Al-Rahim asserted that this was not the inevitable result of the collapse of the Saddam regime, but rather, of the structure that was adopted by the CPA: "The cardinal, root error committed by the CPA was to define and build Iraqi politics along purely sectarian and ethnic lines."

Laith Kubba, who served as spokesman for Prime Minister Jaffari in 2004-05, and who has been associated with the National Endowment for Democracy in the U.S. for many years, said that it is "dangerously misleading to assume that the problem is historically rooted in Iraq's communities or externally caused by rogue neighbors." Rather, he stated, it is caused by Iraq's current electoral laws, under which Iraq will always have a weak executive and a fragile coalition government. The cabinet was formed on the basis of a quota system, and the ministers are more accountable to party bosses than to the Prime Minister.

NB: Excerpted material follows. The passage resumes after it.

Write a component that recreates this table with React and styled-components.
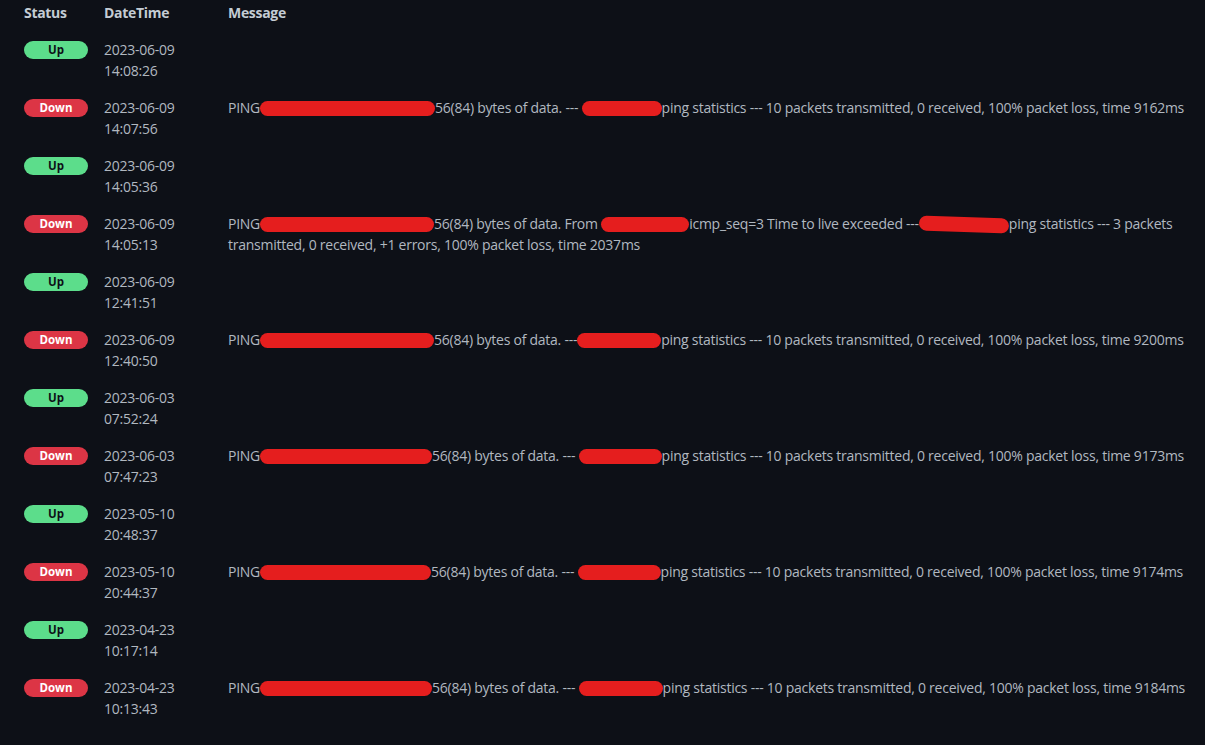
import React from "react";
import styled, { createGlobalStyle } from "styled-components";

const Global = createGlobalStyle`
  html, body { margin: 0; padding: 0; background: #0d1017; }
  body {
    font-family: "Open Sans", "Noto Sans", "Liberation Sans", sans-serif;
    font-size: 14px;
    color: #b1b8c0;
  }
`;

const Page = styled.div`
  min-height: 745px;
  background: #0d1017;
  padding: 0 6px 0 16px;
`;

const Table = styled.table`
  width: 100%;
  border-collapse: collapse;
  table-layout: fixed;
`;

const Th = styled.th`
  text-align: left;
  font-weight: 700;
  color: #c4ccd4;
  padding: 2px 8px 8px;
  line-height: 21px;
  letter-spacing: -0.3px;
  width: ${(p) => p.$w || "auto"};
`;

const Td = styled.td`
  padding: 8px;
  line-height: 21px;
  vertical-align: top;
  letter-spacing: -0.25px;
`;

const Badge = styled.span`
  display: inline-block;
  width: 64px;
  height: 18px;
  line-height: 18px;
  border-radius: 9px;
  text-align: center;
  font-size: 11.5px;
  font-weight: 700;
  letter-spacing: 0;
  vertical-align: middle;
  margin-top: -2px;
  background: ${(p) => (p.$up ? "#5cdd8b" : "#dc3545")};
  color: ${(p) => (p.$up ? "#0d1017" : "#ffffff")};
`;

const Redact = styled.span`
  display: inline-block;
  height: 15px;
  border-radius: 8px;
  background: #e51e1e;
  vertical-align: middle;
  margin-top: -2px;
  transform: rotate(${(p) => p.$rot || 0}deg);
`;

const rows = [
  { up: true, d: "2023-06-09", t: "14:08:26" },
  {
    up: false, d: "2023-06-09", t: "14:07:56",
    msg: ["PING", [175], "56(84) bytes of data. --- ", [80], "ping statistics --- 10 packets transmitted, 0 received, 100% packet loss, time 9162ms"],
  },
  { up: true, d: "2023-06-09", t: "14:05:36" },
  {
    up: false, d: "2023-06-09", t: "14:05:13",
    msg: ["PING", [174], "56(84) bytes of data. From ", [88], "icmp_seq=3 Time to live exceeded ---", [90, 2], "ping statistics --- 3 packets transmitted, 0 received, +1 errors, 100% packet loss, time 2037ms"],
  },
  { up: true, d: "2023-06-09", t: "12:41:51" },
  {
    up: false, d: "2023-06-09", t: "12:40:50",
    msg: ["PING", [174], "56(84) bytes of data. ---", [84], "ping statistics --- 10 packets transmitted, 0 received, 100% packet loss, time 9200ms"],
  },
  { up: true, d: "2023-06-03", t: "07:52:24" },
  {
    up: false, d: "2023-06-03", t: "07:47:23",
    msg: ["PING", [172], "56(84) bytes of data. --- ", [83], "ping statistics --- 10 packets transmitted, 0 received, 100% packet loss, time 9173ms"],
  },
  { up: true, d: "2023-05-10", t: "20:48:37" },
  {
    up: false, d: "2023-05-10", t: "20:44:37",
    msg: ["PING", [171], "56(84) bytes of data. --- ", [83], "ping statistics --- 10 packets transmitted, 0 received, 100% packet loss, time 9174ms"],
  },
  { up: true, d: "2023-04-23", t: "10:17:14" },
  {
    up: false, d: "2023-04-23", t: "10:13:43",
    msg: ["PING", [172], "56(84) bytes of data. --- ", [84], "ping statistics --- 10 packets transmitted, 0 received, 100% packet loss, time 9184ms"],
  },
];

function Message({ parts }) {
  if (!parts) return null;
  return parts.map((p, i) =>
    Array.isArray(p) ? (
      <Redact key={i} $rot={p[1]} style={{ width: p[0] }} />
    ) : (
      <React.Fragment key={i}>{p}</React.Fragment>
    )
  );
}

export default function App() {
  return (
    <Page>
      <Global />
      <Table>
        <thead>
          <tr>
            <Th $w="64px">Status</Th>
            <Th $w="108px">DateTime</Th>
            <Th>Message</Th>
          </tr>
        </thead>
        <tbody>
          {rows.map((r, i) => (
            <tr key={i}>
              <Td>
                <Badge $up={r.up}>{r.up ? "Up" : "Down"}</Badge>
              </Td>
              <Td>
                {r.d}
                <br />
                {r.t}
              </Td>
              <Td>
                <Message parts={r.msg} />
              </Td>
            </tr>
          ))}
        </tbody>
      </Table>
    </Page>
  );
}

Kubba points out that while the U.S. was focussing on the political process—elections, etc.—there were no effective state institutions to provide services and security to the citizens. The state was dismantled in April 2003, and it has not been rebuilt.

At best, Kubba says, a "surge" can only bring temporary relief, not a cure. The threat of U.S. withdrawal will not pressure politicians into a compromise; the only way to pressure Iraqis politicians into compromise, is for the Prime Minister, with U.S. support, to convene a "roundtable conference" of all six of Iraq's neighbors, to work out security measures and the rebuilding of the devastated country.

Also on the panel at the hearing was Qubad Talebani, the son of the current Iraqi President, who denounced the Baker-Hamilton Report, and who asserted that Iraq has always been a "failed state" from its creation.